WHAT IS EXPECTED
Can you write out all the lines word for word, with no pictures?

====

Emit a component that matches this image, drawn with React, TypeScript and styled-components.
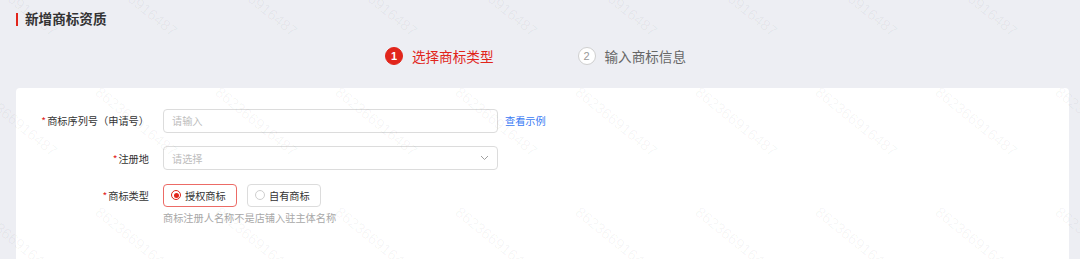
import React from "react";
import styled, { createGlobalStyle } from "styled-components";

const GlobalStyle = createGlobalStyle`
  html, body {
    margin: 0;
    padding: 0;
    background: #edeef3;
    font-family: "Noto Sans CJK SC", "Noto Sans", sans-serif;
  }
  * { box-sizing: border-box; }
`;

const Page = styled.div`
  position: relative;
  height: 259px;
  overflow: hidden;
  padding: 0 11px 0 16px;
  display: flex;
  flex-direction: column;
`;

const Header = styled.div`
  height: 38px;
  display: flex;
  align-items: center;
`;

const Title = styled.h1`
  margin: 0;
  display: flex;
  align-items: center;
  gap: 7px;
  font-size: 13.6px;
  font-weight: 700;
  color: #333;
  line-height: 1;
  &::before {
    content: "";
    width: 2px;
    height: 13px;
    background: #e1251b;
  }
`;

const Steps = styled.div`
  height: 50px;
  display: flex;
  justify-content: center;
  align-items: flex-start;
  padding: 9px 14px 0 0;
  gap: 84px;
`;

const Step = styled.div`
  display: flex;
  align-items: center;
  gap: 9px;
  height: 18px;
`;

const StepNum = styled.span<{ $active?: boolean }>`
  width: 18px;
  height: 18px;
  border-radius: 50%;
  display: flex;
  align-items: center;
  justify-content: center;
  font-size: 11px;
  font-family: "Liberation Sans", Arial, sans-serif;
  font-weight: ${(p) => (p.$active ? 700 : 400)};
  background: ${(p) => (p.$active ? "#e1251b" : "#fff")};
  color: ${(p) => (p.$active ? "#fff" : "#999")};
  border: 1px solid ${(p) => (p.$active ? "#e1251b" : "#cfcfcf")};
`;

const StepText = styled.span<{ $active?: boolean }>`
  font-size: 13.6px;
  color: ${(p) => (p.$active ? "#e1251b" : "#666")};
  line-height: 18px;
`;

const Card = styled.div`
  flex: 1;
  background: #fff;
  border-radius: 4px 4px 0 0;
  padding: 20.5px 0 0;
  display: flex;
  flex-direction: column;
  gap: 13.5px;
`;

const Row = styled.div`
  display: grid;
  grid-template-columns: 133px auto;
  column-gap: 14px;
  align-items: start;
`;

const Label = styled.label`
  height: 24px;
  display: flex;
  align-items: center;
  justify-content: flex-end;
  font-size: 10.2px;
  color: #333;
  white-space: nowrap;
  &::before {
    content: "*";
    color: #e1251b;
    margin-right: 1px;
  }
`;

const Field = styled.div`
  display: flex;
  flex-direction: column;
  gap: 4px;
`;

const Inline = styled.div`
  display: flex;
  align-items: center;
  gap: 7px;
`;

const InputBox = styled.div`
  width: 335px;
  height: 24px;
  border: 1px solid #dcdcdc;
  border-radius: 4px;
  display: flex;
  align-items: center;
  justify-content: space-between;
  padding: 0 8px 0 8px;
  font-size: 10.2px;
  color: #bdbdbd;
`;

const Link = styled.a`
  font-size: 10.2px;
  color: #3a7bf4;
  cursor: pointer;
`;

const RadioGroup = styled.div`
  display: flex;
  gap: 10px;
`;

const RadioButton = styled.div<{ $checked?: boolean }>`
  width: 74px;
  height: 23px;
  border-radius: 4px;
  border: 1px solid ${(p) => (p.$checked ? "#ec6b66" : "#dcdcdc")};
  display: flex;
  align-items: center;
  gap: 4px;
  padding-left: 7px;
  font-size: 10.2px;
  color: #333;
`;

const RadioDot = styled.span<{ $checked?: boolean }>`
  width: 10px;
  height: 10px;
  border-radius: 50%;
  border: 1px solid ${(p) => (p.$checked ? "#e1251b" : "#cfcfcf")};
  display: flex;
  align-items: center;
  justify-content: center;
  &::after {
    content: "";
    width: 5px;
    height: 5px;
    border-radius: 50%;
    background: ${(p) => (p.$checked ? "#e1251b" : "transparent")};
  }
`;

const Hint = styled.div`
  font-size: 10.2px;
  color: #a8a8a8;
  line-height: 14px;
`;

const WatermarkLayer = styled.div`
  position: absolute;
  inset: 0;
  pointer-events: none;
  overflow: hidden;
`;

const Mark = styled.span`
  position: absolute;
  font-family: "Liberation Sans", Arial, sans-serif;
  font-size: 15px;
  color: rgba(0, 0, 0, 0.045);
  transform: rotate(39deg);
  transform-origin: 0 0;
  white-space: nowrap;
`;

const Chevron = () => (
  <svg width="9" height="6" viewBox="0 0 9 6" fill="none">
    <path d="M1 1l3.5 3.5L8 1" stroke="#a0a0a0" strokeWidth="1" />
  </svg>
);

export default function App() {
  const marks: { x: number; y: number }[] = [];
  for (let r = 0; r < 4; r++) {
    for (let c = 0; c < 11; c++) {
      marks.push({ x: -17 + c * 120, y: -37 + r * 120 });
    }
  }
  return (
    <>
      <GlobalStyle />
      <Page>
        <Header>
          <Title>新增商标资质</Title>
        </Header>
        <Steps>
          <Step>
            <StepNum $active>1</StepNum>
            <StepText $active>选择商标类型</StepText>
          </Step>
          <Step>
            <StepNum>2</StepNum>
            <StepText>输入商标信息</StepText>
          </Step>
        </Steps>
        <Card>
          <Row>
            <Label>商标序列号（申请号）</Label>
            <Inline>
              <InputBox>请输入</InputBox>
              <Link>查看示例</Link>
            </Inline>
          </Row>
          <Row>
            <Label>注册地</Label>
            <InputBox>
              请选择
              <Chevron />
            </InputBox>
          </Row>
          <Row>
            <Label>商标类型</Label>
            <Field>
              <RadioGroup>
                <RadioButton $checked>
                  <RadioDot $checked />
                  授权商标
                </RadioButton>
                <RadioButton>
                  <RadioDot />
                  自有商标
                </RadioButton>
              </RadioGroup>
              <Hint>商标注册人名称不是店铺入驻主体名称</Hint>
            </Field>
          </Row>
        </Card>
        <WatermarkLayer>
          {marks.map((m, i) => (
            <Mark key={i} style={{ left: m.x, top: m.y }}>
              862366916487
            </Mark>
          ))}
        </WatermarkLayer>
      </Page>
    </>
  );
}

====

THE ANSWER
Emit a component that matches this image, drawn with React, TypeScript and styled-components.
import React from "react";
import styled, { createGlobalStyle } from "styled-components";

const GlobalStyle = createGlobalStyle`
  html, body {
    margin: 0;
    padding: 0;
    background: #edeef3;
    font-family: "Noto Sans CJK SC", "Noto Sans", sans-serif;
  }
  * { box-sizing: border-box; }
`;

const Page = styled.div`
  position: relative;
  height: 259px;
  overflow: hidden;
  padding: 0 11px 0 16px;
  display: flex;
  flex-direction: column;
`;

const Header = styled.div`
  height: 38px;
  display: flex;
  align-items: center;
`;

const Title = styled.h1`
  margin: 0;
  display: flex;
  align-items: center;
  gap: 7px;
  font-size: 13.6px;
  font-weight: 700;
  color: #333;
  line-height: 1;
  &::before {
    content: "";
    width: 2px;
    height: 13px;
    background: #e1251b;
  }
`;

const Steps = styled.div`
  height: 50px;
  display: flex;
  justify-content: center;
  align-items: flex-start;
  padding: 9px 14px 0 0;
  gap: 84px;
`;

const Step = styled.div`
  display: flex;
  align-items: center;
  gap: 9px;
  height: 18px;
`;

const StepNum = styled.span<{ $active?: boolean }>`
  width: 18px;
  height: 18px;
  border-radius: 50%;
  display: flex;
  align-items: center;
  justify-content: center;
  font-size: 11px;
  font-family: "Liberation Sans", Arial, sans-serif;
  font-weight: ${(p) => (p.$active ? 700 : 400)};
  background: ${(p) => (p.$active ? "#e1251b" : "#fff")};
  color: ${(p) => (p.$active ? "#fff" : "#999")};
  border: 1px solid ${(p) => (p.$active ? "#e1251b" : "#cfcfcf")};
`;

const StepText = styled.span<{ $active?: boolean }>`
  font-size: 13.6px;
  color: ${(p) => (p.$active ? "#e1251b" : "#666")};
  line-height: 18px;
`;

const Card = styled.div`
  flex: 1;
  background: #fff;
  border-radius: 4px 4px 0 0;
  padding: 20.5px 0 0;
  display: flex;
  flex-direction: column;
  gap: 13.5px;
`;

const Row = styled.div`
  display: grid;
  grid-template-columns: 133px auto;
  column-gap: 14px;
  align-items: start;
`;

const Label = styled.label`
  height: 24px;
  display: flex;
  align-items: center;
  justify-content: flex-end;
  font-size: 10.2px;
  color: #333;
  white-space: nowrap;
  &::before {
    content: "*";
    color: #e1251b;
    margin-right: 1px;
  }
`;

const Field = styled.div`
  display: flex;
  flex-direction: column;
  gap: 4px;
`;

const Inline = styled.div`
  display: flex;
  align-items: center;
  gap: 7px;
`;

const InputBox = styled.div`
  width: 335px;
  height: 24px;
  border: 1px solid #dcdcdc;
  border-radius: 4px;
  display: flex;
  align-items: center;
  justify-content: space-between;
  padding: 0 8px 0 8px;
  font-size: 10.2px;
  color: #bdbdbd;
`;

const Link = styled.a`
  font-size: 10.2px;
  color: #3a7bf4;
  cursor: pointer;
`;

const RadioGroup = styled.div`
  display: flex;
  gap: 10px;
`;

const RadioButton = styled.div<{ $checked?: boolean }>`
  width: 74px;
  height: 23px;
  border-radius: 4px;
  border: 1px solid ${(p) => (p.$checked ? "#ec6b66" : "#dcdcdc")};
  display: flex;
  align-items: center;
  gap: 4px;
  padding-left: 7px;
  font-size: 10.2px;
  color: #333;
`;

const RadioDot = styled.span<{ $checked?: boolean }>`
  width: 10px;
  height: 10px;
  border-radius: 50%;
  border: 1px solid ${(p) => (p.$checked ? "#e1251b" : "#cfcfcf")};
  display: flex;
  align-items: center;
  justify-content: center;
  &::after {
    content: "";
    width: 5px;
    height: 5px;
    border-radius: 50%;
    background: ${(p) => (p.$checked ? "#e1251b" : "transparent")};
  }
`;

const Hint = styled.div`
  font-size: 10.2px;
  color: #a8a8a8;
  line-height: 14px;
`;

const WatermarkLayer = styled.div`
  position: absolute;
  inset: 0;
  pointer-events: none;
  overflow: hidden;
`;

const Mark = styled.span`
  position: absolute;
  font-family: "Liberation Sans", Arial, sans-serif;
  font-size: 15px;
  color: rgba(0, 0, 0, 0.045);
  transform: rotate(39deg);
  transform-origin: 0 0;
  white-space: nowrap;
`;

const Chevron = () => (
  <svg width="9" height="6" viewBox="0 0 9 6" fill="none">
    <path d="M1 1l3.5 3.5L8 1" stroke="#a0a0a0" strokeWidth="1" />
  </svg>
);

export default function App() {
  const marks: { x: number; y: number }[] = [];
  for (let r = 0; r < 4; r++) {
    for (let c = 0; c < 11; c++) {
      marks.push({ x: -17 + c * 120, y: -37 + r * 120 });
    }
  }
  return (
    <>
      <GlobalStyle />
      <Page>
        <Header>
          <Title>新增商标资质</Title>
        </Header>
        <Steps>
          <Step>
            <StepNum $active>1</StepNum>
            <StepText $active>选择商标类型</StepText>
          </Step>
          <Step>
            <StepNum>2</StepNum>
            <StepText>输入商标信息</StepText>
          </Step>
        </Steps>
        <Card>
          <Row>
            <Label>商标序列号（申请号）</Label>
            <Inline>
              <InputBox>请输入</InputBox>
              <Link>查看示例</Link>
            </Inline>
          </Row>
          <Row>
            <Label>注册地</Label>
            <InputBox>
              请选择
              <Chevron />
            </InputBox>
          </Row>
          <Row>
            <Label>商标类型</Label>
            <Field>
              <RadioGroup>
                <RadioButton $checked>
                  <RadioDot $checked />
                  授权商标
                </RadioButton>
                <RadioButton>
                  <RadioDot />
                  自有商标
                </RadioButton>
              </RadioGroup>
              <Hint>商标注册人名称不是店铺入驻主体名称</Hint>
            </Field>
          </Row>
        </Card>
        <WatermarkLayer>
          {marks.map((m, i) => (
            <Mark key={i} style={{ left: m.x, top: m.y }}>
              862366916487
            </Mark>
          ))}
        </WatermarkLayer>
      </Page>
    </>
  );
}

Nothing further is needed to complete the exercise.